**Task statement**:
Copy all lines below exactly as written. Leave pictures out.

**Data block**:

——————

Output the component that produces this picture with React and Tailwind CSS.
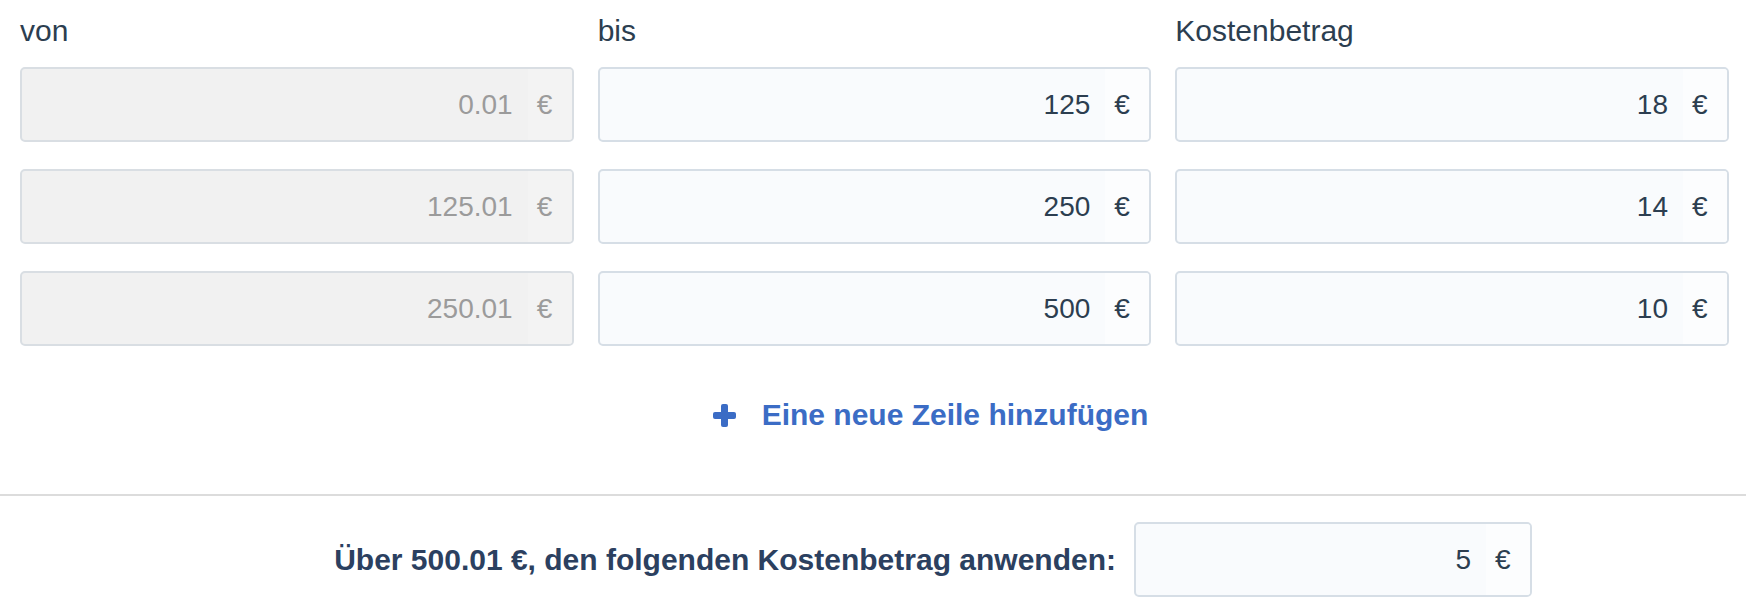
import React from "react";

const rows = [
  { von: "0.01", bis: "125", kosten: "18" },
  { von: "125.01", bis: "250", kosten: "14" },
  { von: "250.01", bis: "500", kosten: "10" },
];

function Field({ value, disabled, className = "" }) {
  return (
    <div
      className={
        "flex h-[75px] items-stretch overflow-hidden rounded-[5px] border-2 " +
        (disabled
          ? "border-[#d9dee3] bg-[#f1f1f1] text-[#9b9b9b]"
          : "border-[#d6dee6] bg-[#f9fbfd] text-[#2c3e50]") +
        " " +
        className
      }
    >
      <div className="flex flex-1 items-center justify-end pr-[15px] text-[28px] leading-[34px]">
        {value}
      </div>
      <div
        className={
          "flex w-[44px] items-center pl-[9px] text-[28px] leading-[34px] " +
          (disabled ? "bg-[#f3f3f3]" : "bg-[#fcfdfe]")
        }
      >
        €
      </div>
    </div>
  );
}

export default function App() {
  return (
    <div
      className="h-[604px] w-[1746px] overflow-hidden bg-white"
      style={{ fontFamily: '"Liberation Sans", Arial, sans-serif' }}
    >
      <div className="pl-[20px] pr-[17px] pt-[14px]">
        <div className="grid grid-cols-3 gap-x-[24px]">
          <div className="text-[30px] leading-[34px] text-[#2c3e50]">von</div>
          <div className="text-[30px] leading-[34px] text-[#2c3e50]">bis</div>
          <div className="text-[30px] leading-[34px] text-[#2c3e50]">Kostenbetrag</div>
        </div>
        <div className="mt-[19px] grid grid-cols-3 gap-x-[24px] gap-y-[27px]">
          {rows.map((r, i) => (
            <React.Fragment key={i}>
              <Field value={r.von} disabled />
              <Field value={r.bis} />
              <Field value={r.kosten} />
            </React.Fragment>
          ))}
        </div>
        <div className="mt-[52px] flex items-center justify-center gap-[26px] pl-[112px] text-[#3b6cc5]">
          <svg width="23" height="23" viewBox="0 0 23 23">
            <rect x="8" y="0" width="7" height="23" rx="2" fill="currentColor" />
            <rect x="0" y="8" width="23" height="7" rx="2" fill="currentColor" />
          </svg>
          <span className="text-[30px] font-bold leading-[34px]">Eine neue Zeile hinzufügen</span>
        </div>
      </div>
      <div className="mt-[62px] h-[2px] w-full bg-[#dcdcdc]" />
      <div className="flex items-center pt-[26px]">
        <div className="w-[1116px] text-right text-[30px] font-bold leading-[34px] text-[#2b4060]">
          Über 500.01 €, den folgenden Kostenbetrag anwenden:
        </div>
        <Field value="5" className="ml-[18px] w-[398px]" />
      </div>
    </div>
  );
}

——————

**Solved exercise**:
Output the component that produces this picture with React and Tailwind CSS.
import React from "react";

const rows = [
  { von: "0.01", bis: "125", kosten: "18" },
  { von: "125.01", bis: "250", kosten: "14" },
  { von: "250.01", bis: "500", kosten: "10" },
];

function Field({ value, disabled, className = "" }) {
  return (
    <div
      className={
        "flex h-[75px] items-stretch overflow-hidden rounded-[5px] border-2 " +
        (disabled
          ? "border-[#d9dee3] bg-[#f1f1f1] text-[#9b9b9b]"
          : "border-[#d6dee6] bg-[#f9fbfd] text-[#2c3e50]") +
        " " +
        className
      }
    >
      <div className="flex flex-1 items-center justify-end pr-[15px] text-[28px] leading-[34px]">
        {value}
      </div>
      <div
        className={
          "flex w-[44px] items-center pl-[9px] text-[28px] leading-[34px] " +
          (disabled ? "bg-[#f3f3f3]" : "bg-[#fcfdfe]")
        }
      >
        €
      </div>
    </div>
  );
}

export default function App() {
  return (
    <div
      className="h-[604px] w-[1746px] overflow-hidden bg-white"
      style={{ fontFamily: '"Liberation Sans", Arial, sans-serif' }}
    >
      <div className="pl-[20px] pr-[17px] pt-[14px]">
        <div className="grid grid-cols-3 gap-x-[24px]">
          <div className="text-[30px] leading-[34px] text-[#2c3e50]">von</div>
          <div className="text-[30px] leading-[34px] text-[#2c3e50]">bis</div>
          <div className="text-[30px] leading-[34px] text-[#2c3e50]">Kostenbetrag</div>
        </div>
        <div className="mt-[19px] grid grid-cols-3 gap-x-[24px] gap-y-[27px]">
          {rows.map((r, i) => (
            <React.Fragment key={i}>
              <Field value={r.von} disabled />
              <Field value={r.bis} />
              <Field value={r.kosten} />
            </React.Fragment>
          ))}
        </div>
        <div className="mt-[52px] flex items-center justify-center gap-[26px] pl-[112px] text-[#3b6cc5]">
          <svg width="23" height="23" viewBox="0 0 23 23">
            <rect x="8" y="0" width="7" height="23" rx="2" fill="currentColor" />
            <rect x="0" y="8" width="23" height="7" rx="2" fill="currentColor" />
          </svg>
          <span className="text-[30px] font-bold leading-[34px]">Eine neue Zeile hinzufügen</span>
        </div>
      </div>
      <div className="mt-[62px] h-[2px] w-full bg-[#dcdcdc]" />
      <div className="flex items-center pt-[26px]">
        <div className="w-[1116px] text-right text-[30px] font-bold leading-[34px] text-[#2b4060]">
          Über 500.01 €, den folgenden Kostenbetrag anwenden:
        </div>
        <Field value="5" className="ml-[18px] w-[398px]" />
      </div>
    </div>
  );
}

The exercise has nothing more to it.